Bei jeder Gelegenheit blinzelte sie auf die Tribüne, von wo aus ihr Vater und Förderer Peter Graf stumme Zeichen sandte. "Die zwei gestreckten Finger sollten bedeuten, dass sie beim zweiten Aufschlag von Navratilova nach hinten gehen und sich nicht schon vorher für irgendeine Seite entscheiden sollte", erklärte Peter Graf. "Doch sie hat das total missverstanden, sie meinte, sie sollte vorsichtiger aufschlagen und das erste Service wie ein zweites ins Feld bringen." Die folgsame Tochter gehorchte - und gab den ersten Satz ab.

"Wenn ich so weitergespielt hätte, hätte ich verloren", gestand Steffi Graf - und setzte sich über die falsch verstandene Vorschrift hinweg, nachdem sie im zweiten Satz gleich wieder 0:2 zurückgelegen hatte. Doch dann gewann sie neun Spiele nacheinander, und der Widerstand der 31-jährigen Amerikanerin war gebrochen. Mit 5:7, 6:2, 6:1 entthronte sie die damals achtmalige Siegerin und schaffte ihren ersten Triumph bei den All England Championships, dem sechs weitere folgen sollten. 57 Jahre nach der Kölnerin Cilly Aussem wurde sie die zweite deutsche Wimbledonsiegerin.

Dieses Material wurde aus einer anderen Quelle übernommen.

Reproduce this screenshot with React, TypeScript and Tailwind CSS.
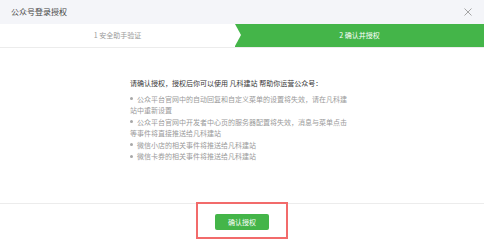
import React from 'react'

const font = { fontFamily: '"Noto Sans CJK SC", "Liberation Sans", sans-serif' }

// bullet rows, line breaks follow the reference
const items: string[][] = [
  ['公众平台官网中的自动回复和自定义菜单的设置将失效，请在凡科建', '站中重新设置'],
  ['公众平台官网中开发者中心页的服务器配置将失效，消息与菜单点击', '等事件将直接推送给凡科建站'],
  ['微信小店的相关事件将推送给凡科建站'],
  ['微信卡券的相关事件将推送给凡科建站'],
]

export default function App() {
  return (
    <div className="w-[484px] h-[243px] bg-white flex flex-col overflow-hidden" style={font}>
      {/* header */}
      <div className="h-[24px] bg-[#f4f5f9] flex items-center justify-between pl-[11px] pr-[12px]">
        <span className="text-[8px] leading-none text-[#454545]">公众号登录授权</span>
        <svg width="8" height="8" viewBox="0 0 8 8" className="block">
          <path d="M0.5 0.5 L7.5 7.5 M7.5 0.5 L0.5 7.5" stroke="#a5a5a5" strokeWidth="1" />
        </svg>
      </div>

      {/* steps */}
      <div className="h-[24px] flex border-b border-[#ececec] text-[7px] leading-none">
        <div className="w-[235px] flex items-center justify-center text-[#9a9a9a]">1 安全助手验证</div>
        <div className="relative flex-1 bg-[#44b549] flex items-center justify-center text-white">
          <div className="absolute left-0 top-0 w-0 h-0 border-t-[11.5px] border-b-[11.5px] border-l-[6px] border-t-transparent border-b-transparent border-l-white" />
          2 确认并授权
        </div>
      </div>

      {/* content */}
      <div className="flex-1 border-b border-[#ececec] pl-[130px] pt-[30px] text-[7px] leading-[11.5px]">
        <p className="text-[#353535] whitespace-nowrap mb-[4px]">请确认授权，授权后你可以使用 凡科建站 帮助你运营公众号：</p>
        {items.map((lines, i) => (
          <p key={i} className="text-[#9a9a9a] whitespace-nowrap">
            <span className="inline-block w-[3px] h-[3px] rounded-full bg-[#a8a8a8] align-middle mr-[4px] relative -top-[1px]" />
            {lines.map((l, j) => (
              <React.Fragment key={j}>
                {j > 0 && <br />}
                {l}
              </React.Fragment>
            ))}
          </p>
        ))}
      </div>

      {/* footer */}
      <div className="h-[39px] flex justify-center items-start pt-[10px]">
        <div className="relative flex">
          <button className="block w-[54px] h-[16px] bg-[#44b549] rounded-[2px] text-white text-[7px] leading-none">确认授权</button>
          <div className="absolute -left-[19px] -right-[19px] -top-[12px] -bottom-[9px] border-2 border-[#f26b6b]" />
        </div>
      </div>
    </div>
  )
}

"Wimbledon ist das Mekka des Tennis"

"Wimbledon ist das Mekka des Tennis. Als Elfjährige habe ich Wimbledon zum ersten Mal besucht. Noch heute erinnere ich mich genau an die besondere Atmosphäre, als ich zum ersten Mal den Heiligen Rasen auf dem Center Court gesehen habe." Der Zauber des wohl bedeutendsten Tennisturniers wirkt noch heute. Wimbledon ist und bleibt auch für sie "absolut das Höchste der Gefühle".

Nach dem dritten Schritt zum sogenannten "Golden Slam" schwärmte der "Observer": "Die langbeinige Blonde aus Brühl wurde vom Rampenlicht Wimbledons angestrahlt." Wenige Wochen später brachte sie mit dem Sieg in Flushing Meadows den Grand Slam und mit Gold in Seoul als erste und bislang einzige Tennisspielerin den sogenannten Golden Slam unter Dach und Fach. Die Dimension des Erfolges in Wimbledon erkannte die "Times" sofort: "Es gibt deutliche Zeichen, dass eine neue Ära der Dominanz beginnt." Tatsächlich blieb Steffi Graf für insgesamt 377 Wochen an der Spitze der Weltrangliste, die sie am 17. August 1987 übernommen hatte.

Die 15.000-Seelen-Gemeinde Brühl stand beim Empfang der "Wimbledon-Queen" Kopf. Es gab sogar ein vierbeiniges Geschenk für "Lady Schmetterhand". Einen sechsjährigen Haflinger-Wallach namens "Stern".